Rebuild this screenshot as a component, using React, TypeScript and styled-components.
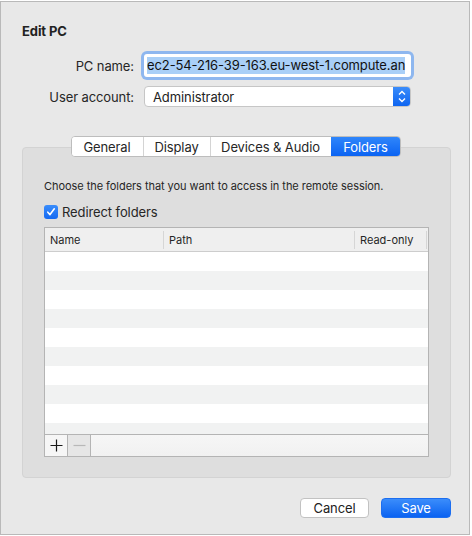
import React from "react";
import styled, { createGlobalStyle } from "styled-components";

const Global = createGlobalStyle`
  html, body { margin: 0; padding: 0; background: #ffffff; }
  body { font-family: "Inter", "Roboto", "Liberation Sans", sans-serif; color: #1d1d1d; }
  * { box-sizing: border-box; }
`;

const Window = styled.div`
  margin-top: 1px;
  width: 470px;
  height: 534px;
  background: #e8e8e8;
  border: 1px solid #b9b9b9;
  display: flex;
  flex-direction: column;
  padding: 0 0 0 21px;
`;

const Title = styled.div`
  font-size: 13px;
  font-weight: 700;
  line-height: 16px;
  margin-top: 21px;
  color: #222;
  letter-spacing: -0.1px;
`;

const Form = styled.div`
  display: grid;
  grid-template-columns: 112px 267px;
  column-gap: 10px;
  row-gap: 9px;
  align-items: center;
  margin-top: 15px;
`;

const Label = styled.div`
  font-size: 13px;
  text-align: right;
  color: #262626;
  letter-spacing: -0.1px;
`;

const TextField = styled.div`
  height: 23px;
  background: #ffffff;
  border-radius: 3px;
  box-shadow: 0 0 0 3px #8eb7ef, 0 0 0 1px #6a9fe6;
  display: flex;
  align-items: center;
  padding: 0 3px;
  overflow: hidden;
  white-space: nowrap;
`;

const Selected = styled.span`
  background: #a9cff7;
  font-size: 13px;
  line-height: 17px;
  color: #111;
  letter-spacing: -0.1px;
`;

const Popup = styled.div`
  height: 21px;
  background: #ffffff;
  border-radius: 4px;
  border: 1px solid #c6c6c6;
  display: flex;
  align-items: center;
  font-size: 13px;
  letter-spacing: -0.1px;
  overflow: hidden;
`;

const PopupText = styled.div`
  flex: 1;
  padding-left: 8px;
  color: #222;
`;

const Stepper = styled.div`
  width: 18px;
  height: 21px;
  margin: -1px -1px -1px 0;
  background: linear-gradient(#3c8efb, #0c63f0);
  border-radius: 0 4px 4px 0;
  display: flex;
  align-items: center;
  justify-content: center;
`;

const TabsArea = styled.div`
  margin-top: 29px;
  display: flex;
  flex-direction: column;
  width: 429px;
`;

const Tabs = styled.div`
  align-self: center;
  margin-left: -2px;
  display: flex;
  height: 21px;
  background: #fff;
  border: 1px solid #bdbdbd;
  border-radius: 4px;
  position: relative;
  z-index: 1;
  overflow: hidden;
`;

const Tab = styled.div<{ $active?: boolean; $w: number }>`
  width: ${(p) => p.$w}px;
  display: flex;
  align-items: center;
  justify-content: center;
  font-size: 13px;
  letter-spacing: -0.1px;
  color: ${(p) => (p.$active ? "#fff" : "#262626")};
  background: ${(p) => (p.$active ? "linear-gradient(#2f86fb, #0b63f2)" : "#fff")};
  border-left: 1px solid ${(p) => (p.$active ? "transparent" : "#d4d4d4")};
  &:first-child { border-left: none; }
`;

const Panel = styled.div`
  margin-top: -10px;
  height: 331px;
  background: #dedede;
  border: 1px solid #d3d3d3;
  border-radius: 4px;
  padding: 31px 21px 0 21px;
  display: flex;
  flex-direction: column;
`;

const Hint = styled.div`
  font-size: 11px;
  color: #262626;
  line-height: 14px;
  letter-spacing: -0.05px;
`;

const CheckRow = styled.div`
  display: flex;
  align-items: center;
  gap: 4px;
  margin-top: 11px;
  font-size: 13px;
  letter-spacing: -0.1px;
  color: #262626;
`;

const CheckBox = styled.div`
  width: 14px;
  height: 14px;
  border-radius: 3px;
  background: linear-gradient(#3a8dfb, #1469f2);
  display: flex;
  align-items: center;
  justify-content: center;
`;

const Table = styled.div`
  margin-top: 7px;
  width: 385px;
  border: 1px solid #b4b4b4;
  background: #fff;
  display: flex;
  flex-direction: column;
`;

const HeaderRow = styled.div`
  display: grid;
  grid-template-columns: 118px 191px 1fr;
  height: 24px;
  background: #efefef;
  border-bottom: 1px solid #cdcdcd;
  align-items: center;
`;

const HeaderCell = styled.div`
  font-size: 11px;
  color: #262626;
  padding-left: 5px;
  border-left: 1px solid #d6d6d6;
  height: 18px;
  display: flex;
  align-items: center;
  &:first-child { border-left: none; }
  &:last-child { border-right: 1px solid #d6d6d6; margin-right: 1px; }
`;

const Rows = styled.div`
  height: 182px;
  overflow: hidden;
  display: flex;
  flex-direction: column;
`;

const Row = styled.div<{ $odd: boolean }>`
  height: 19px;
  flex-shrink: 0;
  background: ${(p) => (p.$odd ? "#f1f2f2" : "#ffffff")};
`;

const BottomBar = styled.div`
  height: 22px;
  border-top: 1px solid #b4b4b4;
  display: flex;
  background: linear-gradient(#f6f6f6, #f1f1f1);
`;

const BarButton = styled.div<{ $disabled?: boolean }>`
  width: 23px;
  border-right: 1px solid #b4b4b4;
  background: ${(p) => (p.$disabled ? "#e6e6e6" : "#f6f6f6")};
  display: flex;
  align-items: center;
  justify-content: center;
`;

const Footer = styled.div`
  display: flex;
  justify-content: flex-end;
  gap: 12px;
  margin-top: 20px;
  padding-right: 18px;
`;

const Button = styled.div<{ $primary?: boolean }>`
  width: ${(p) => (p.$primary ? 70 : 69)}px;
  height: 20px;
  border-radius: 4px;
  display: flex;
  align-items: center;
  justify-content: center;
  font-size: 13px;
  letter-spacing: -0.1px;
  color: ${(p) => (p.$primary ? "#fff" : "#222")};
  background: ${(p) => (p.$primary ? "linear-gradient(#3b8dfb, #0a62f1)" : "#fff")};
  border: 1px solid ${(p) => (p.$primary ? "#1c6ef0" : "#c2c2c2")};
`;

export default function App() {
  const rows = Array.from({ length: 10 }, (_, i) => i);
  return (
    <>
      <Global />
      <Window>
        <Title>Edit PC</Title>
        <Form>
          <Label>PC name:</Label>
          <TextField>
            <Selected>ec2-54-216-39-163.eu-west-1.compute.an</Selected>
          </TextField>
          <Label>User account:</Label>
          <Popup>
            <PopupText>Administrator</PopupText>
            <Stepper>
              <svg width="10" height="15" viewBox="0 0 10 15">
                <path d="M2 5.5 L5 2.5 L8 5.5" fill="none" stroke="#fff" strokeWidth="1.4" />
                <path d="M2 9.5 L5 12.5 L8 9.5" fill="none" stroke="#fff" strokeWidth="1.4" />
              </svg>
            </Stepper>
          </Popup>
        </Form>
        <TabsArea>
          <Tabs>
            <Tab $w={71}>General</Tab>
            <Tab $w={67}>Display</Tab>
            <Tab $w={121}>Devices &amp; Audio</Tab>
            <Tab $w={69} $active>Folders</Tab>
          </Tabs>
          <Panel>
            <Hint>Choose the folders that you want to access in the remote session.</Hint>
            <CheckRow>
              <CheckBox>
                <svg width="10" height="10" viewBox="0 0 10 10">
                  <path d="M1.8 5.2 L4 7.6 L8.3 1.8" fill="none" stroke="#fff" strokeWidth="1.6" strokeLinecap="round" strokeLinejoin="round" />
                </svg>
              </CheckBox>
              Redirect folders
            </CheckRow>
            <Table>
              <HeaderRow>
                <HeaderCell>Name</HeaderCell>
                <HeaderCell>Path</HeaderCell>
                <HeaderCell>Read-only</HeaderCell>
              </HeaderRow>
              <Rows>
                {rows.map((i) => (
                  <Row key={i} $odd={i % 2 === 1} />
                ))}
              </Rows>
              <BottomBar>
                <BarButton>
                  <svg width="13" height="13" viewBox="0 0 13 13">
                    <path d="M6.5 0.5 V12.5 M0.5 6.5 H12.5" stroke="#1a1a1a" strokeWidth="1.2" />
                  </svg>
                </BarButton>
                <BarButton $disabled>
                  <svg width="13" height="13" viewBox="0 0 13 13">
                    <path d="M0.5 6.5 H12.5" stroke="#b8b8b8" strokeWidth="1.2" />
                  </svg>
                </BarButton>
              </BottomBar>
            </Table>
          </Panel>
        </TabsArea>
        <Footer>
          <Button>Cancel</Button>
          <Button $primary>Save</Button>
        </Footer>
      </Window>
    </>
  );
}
──────────────────────────────
Do this:
Go through the material above and count the lines that contain "React"; answer with the number alone.

Result:
2